Blackman-Harris window function.

\[ w(n) = a_0 - a_1 \cos \left ( \frac{2 \pi n}{N-1} \right)+ a_2 \cos \left ( \frac{4 \pi n}{N-1} \right)- a_3 \cos \left ( \frac{6 \pi n}{N-1} \right) \]

with $ a_0=0.35875 $, $ a_1=0.48829 $, $ a_2=0.14128 $ and $ a_3=0.01168 $

See also:
windowingFillRaisedCosine(),
windowingFillBlackman(),
Windowing

Definition at line 335 of file Windowing.cpp.

void windowingFillCosine ( realvec envelope)

Cosine (aka sine) window function.

\[ w(n) = \sin \left( \pi \frac{n}{N-1} \right)\]

See also:
windowingFillRaisedCosine(),
Windowing

Definition at line 354 of file Windowing.cpp.

void windowingFillGaussian ( realvec envelope,
mrs_real  sigma 
)

Gaussian window function.

\[ w(n) = \exp \left( -\frac{1}{2} \left( \frac{n-(N-1)/2}{\sigma (N-1)/2} \right)^{2} \right) \]

See also:
windowingFillRaisedCosine(),
Windowing

Definition at line 297 of file Windowing.cpp.

void Marsyas::windowingFillHamming ( realvec &  envelope) [inline]

Hamming window function.

\[ w(n) = 0.54 - 0.46 \cos \left ( \frac{2\pi n}{N-1} \right) \]

See also:
windowingFillRaisedCosine()
Windowing

Definition at line 90 of file Windowing.h.

void Marsyas::windowingFillHanning ( realvec &  envelope) [inline]

Hanning window function.

\[ w(n) = 0.5 - 0.5 \cos \left ( \frac{2\pi n}{N-1} \right) \]

See also:
windowingFillRaisedCosine()
Windowing

Definition at line 105 of file Windowing.h.

void windowingFillRaisedCosine ( realvec envelope,
mrs_real  alpha,
mrs_real  beta 
)

Helper function for generating a raised cosine window function.

A raised cosine window $ w(t) $ is of the form

\[ w(t) = \alpha + \beta \cos \left( \frac{2 \pi t}{N-1} \right) \]

windowingFillRaisedCosine() fills a given realvec with the values $ w(t) $ for increasing values of $ t $ (note that the realvec is handled as a one dimensional array). The $ N $ is determined by the size of the realvec.

Parameters:
envelopea pre-allocated realvec
alphathe $ \alpha $ from the raised cosine formula.
betathe $ \beta $ from the raised cosine formula.
See also:
windowingFillHamming(), windowingFillHanning(),
Windowing

Definition at line 243 of file Windowing.cpp.

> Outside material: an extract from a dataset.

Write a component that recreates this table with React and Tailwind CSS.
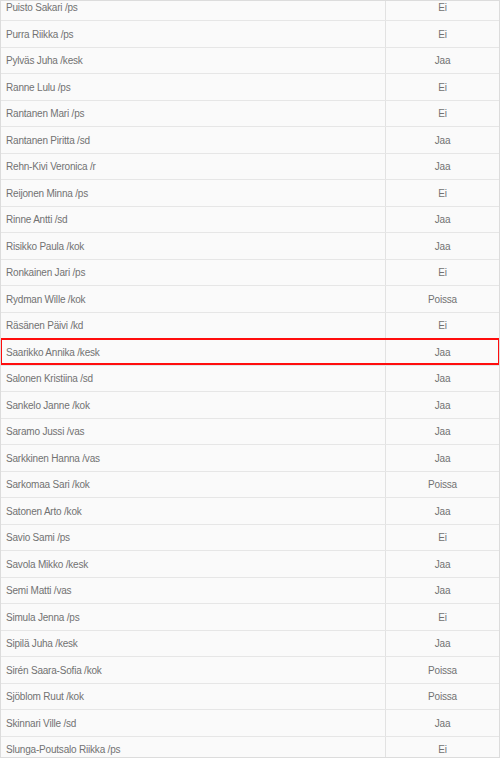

void windowingFillTriangle ( realvec envelope)

Triangle window function (non zero endpoints).

\[ w(n)=\frac{2}{N}\cdot\left(\frac{N}{2}-\left |n-\frac{N-1}{2}\right |\right) \]

See also:
windowingFillRaisedCosine(),
windowingFillBartlett(),
Windowing

Definition at line 264 of file Windowing.cpp.